Unranked IRV is a cumulative system, just like plurality. Unranked
split-votes plus runoff is a true extension of our current system of
plurality plus runoff. I see Unranked IRV as the simplest practical reform
because it conforms to the existing standards and it handles the most common
problems of our current elections.
I CAN defend Unranked IRV on the grounds that as a voter, I ought to have a
right to split by support among two candidates. This is a very practical
choice in Instant runoffs. I am not taking more than anyone else, just
changing how I wish to use my vote. Demanding this right is imposing on the
vote counters perhaps, but not other voters.

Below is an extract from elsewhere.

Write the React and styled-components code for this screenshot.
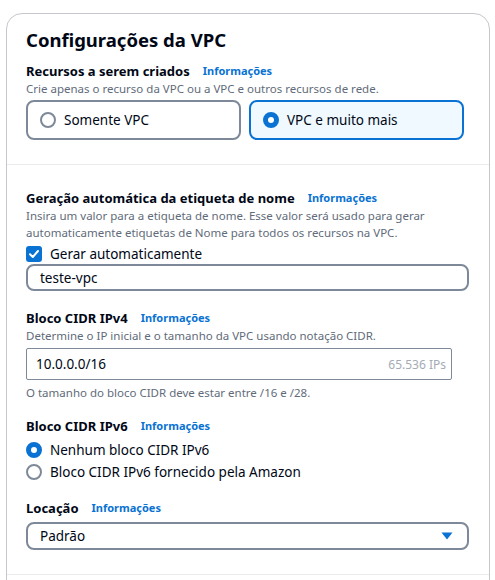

Approval can't be defended in the same way because it gives new power to
some, but not others.
I like this philosophy in general - use ratings for noncompetitive elections
and cumulative (fixed-votes) for competitive ones. I suggest that the method
match the results.
Tom
----- Original Message -----
From: "MIKE OSSIPOFF" <nkklrp at hotmail.com>
To: <election-methods-list at eskimo.com>
Sent: Monday, April 02, 2001 9:09 PM
Subject: [EM] What would Tom impose, and how?
>
>
>
> >>I would be interested in experimenting with approval in practice, but
I'm
> >not willing to impose it on anyone.
>
> Excuse me? Did anyone suggest imposing Approval on anyone? In a state,
> county or city initiative, the public could choose Approval. How
> were you considering imposing a voting system on people? Which voting
> system would you impose on people, and how would you impose it?
>
> As a change from Plurality, Approval doesn't take away anyone's rights.
> It merely adds a freedom which there was never any justification
> for denying in the first place. It removes the unjustifed rule that
> , in the 0-1 point system, a voter must give 0 to all but one candidate.

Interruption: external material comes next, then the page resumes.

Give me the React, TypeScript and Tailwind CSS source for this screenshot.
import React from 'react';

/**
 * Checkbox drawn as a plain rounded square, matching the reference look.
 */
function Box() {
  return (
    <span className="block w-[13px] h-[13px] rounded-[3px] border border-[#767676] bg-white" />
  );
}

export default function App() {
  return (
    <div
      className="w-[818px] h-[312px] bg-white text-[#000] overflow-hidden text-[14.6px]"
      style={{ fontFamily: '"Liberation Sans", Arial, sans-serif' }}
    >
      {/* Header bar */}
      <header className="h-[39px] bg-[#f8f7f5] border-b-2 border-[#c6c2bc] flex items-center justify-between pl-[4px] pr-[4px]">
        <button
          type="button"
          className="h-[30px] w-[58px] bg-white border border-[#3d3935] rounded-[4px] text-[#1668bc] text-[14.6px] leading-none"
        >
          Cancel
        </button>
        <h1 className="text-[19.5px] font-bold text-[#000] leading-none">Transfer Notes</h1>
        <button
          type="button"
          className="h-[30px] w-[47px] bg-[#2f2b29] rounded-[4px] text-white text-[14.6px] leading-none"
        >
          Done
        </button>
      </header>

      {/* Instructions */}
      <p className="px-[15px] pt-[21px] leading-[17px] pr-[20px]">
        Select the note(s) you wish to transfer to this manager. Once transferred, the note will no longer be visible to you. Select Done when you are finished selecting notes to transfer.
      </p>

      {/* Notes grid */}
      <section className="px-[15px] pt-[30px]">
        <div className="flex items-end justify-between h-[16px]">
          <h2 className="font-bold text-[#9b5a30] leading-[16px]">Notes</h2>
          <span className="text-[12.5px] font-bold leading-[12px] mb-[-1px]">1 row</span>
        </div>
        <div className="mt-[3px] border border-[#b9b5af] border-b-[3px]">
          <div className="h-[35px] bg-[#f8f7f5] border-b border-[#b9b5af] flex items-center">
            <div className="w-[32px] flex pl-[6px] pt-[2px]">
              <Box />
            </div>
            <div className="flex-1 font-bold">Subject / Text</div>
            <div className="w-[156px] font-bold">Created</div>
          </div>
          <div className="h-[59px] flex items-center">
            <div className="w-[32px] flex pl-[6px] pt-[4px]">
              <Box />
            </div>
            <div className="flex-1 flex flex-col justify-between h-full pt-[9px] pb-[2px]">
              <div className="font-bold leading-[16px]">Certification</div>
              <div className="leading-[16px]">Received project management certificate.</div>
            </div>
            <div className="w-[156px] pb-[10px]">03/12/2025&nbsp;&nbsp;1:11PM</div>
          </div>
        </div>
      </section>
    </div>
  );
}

> When people vote for a compromise, it doesn't require them to falsely
> vote that they like the compromise over their favorite. Instead of
> saying "This candidate is better than this set of candidates", which
> the voter often doesn't really believe, he can say "This set of candidates
> is better than this set." Even if the legislature "imposed"
> Approval, who would be wronged by the changes described in this
> paragraph?
>
> Mike Ossipoff
>
>
>
>
>
> For me it is an experiment only.
> >
> >I do plan now that when pollers call me in the future and ask who I
> >support,
> >I'm going to make an effort to pick two choices I like. Then I expect
> >they'll say they'll put me down as undecided and I'll say NO, I'm decided
> >FOR these two and AGAINST all others. Perhaps it'll get them thinking of
> >making new categories and approval will be born! Well, I can dream.
> >
> >That's my thoughts for now, whatever they are worth.
> >
> >Tom
> >
> >----- Original Message -----
> >From: "Anthony Simmons" <asimmons at krl.org>
> >To: <election-methods-list at eskimo.com>
> >Sent: Monday, April 02, 2001 3:37 PM
> >Subject: [EM] Unranked IRV versus Approval
> >
> >
> > > >> From: Tom Ruen
> > > >> Subject: Re: [EM] Unranked IRV versus Approval - divergent winners
> >exist!
> > >
> > > >> My main defense for and attraction to Unranked-IRV is that
> > > >> it satisfies the one vote/seat rule of our current
> > > >> elections. It is a good compromise in my opinion since it
> > > >> is just another way to count approval ballots. I like that
> > > >> approval votes could still be used for measuring support
> > > >> for each party, and split votes can be used to determine
> > > >> elimination order.
> > >
> > > But it's already been demonstrated that whether there is one
> > > vote or more per seat is just a matter of definition. If a
> > > perceived problem turns out to be a trivial technicality that
> > > depends on an arbitrary definition, why should matter?
> > >
> > > What is so special about the number of marks on the paper?
> > > Why is one vote/seat a good rule? Yes, I understand that it
> > > reminds us of what we have now, but if that's what counts,
> > > the best thing we could do is use Plurality, which is as
> > > close as we can get to what we have now.